The Secret of El Dorado

In 1542, the Spanish Conquistador, Francisco de Orellana ventured along the Rio Negro, one of the Amazon Basin's great rivers. Hunting a hidden city of gold, his expedition found a network of farms, villages and even huge walled cities. At least that is what he told an eager audience on his return to Spain. The prospect of gold drew others to explore the region, but none could find the people of whom the first Conquistadors had spoken. The missionaries who followed a century later reported finding just isolated tribes of hunter-gatherers. Orellana's story seemed to be no more than a fanciful myth. When scientists came to weigh up the credibility of Orellana's words, they reached the same conclusion.

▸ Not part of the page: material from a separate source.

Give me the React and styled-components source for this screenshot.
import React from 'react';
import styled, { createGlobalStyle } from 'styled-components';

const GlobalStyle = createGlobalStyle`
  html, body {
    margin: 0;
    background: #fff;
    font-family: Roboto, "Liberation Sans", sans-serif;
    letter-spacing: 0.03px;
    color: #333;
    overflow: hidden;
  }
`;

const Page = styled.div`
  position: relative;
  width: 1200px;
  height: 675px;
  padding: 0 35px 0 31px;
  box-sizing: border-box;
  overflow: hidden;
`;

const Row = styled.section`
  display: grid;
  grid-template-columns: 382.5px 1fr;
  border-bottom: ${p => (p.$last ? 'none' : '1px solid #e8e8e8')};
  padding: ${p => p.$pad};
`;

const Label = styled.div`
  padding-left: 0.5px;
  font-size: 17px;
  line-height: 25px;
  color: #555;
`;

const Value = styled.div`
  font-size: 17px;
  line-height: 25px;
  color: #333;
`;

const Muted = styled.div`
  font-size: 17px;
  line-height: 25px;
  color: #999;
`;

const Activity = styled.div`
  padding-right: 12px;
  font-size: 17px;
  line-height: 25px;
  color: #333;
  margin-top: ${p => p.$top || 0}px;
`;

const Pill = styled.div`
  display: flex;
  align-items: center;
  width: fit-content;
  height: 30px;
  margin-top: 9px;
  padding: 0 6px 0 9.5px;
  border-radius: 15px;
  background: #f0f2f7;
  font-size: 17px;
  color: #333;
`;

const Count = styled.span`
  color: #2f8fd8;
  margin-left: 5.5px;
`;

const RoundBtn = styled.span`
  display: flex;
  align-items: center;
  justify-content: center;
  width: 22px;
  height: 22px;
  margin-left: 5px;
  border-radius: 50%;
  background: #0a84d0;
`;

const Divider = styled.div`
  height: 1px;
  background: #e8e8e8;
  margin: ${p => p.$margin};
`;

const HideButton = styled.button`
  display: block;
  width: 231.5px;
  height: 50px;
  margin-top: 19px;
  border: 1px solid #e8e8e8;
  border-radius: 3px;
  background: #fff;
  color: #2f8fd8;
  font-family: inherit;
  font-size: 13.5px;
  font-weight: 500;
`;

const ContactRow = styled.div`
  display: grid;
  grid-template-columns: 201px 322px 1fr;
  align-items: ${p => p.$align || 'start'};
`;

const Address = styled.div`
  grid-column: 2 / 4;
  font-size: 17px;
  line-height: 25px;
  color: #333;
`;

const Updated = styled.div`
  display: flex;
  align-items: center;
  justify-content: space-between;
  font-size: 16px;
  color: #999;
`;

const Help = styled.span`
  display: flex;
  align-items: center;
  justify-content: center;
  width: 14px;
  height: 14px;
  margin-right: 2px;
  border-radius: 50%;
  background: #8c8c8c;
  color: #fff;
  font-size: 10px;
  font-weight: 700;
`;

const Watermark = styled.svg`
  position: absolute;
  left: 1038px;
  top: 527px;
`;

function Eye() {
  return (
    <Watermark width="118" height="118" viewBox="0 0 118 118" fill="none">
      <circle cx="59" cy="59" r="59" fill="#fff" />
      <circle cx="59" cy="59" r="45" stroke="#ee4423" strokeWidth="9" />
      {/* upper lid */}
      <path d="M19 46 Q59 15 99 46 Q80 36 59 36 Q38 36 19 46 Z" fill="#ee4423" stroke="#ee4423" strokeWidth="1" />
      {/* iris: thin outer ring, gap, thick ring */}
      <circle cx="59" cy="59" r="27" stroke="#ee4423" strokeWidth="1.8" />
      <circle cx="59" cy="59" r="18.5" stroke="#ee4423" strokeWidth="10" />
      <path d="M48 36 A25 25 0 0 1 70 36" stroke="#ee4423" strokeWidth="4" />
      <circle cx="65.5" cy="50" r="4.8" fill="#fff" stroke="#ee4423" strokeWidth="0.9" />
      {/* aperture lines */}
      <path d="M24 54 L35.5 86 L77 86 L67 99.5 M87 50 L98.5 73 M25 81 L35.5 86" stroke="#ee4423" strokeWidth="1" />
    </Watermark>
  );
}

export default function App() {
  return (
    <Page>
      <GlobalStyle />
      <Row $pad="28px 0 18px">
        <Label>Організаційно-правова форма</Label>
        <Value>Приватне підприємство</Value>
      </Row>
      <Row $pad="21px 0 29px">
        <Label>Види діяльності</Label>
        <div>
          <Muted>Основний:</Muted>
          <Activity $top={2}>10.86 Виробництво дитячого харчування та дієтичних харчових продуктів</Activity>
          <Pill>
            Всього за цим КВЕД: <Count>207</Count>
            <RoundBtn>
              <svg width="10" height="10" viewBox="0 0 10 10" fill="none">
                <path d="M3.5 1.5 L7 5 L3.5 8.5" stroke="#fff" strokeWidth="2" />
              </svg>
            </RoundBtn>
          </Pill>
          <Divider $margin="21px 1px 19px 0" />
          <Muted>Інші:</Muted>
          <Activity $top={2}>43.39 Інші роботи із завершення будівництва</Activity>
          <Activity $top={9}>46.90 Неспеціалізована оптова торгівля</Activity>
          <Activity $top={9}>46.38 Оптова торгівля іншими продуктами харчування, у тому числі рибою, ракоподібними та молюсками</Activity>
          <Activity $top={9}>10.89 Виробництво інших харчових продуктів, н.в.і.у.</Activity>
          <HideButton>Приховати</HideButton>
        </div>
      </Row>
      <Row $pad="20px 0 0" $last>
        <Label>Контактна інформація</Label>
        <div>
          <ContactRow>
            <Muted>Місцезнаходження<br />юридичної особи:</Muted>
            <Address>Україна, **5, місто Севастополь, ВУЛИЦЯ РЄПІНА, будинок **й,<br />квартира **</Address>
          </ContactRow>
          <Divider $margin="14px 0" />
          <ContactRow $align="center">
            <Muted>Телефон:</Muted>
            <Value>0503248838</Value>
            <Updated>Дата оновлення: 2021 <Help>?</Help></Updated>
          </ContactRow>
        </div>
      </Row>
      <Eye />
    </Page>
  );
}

As productive as the rainforest may appear, the soil it stands in is unsuited to farming. It is established belief that all early civilisations have agriculture at their hearts. Any major population centre will have connections with a system of intensive agriculture. If a soil cannot support crops sufficient to feed a large number of people, then that serves as an effective cap on the population in that area. Even modern chemicals and techniques have failed to generate significant food from Amazonian soil in a sustainable way . The thought that indigenous people could have survived in any number - let alone prospered - was dismissed by most scientists. Scientific consensus was sure that the original Amazonians lived in small semi-nomadic bands and that Orellana must have lied.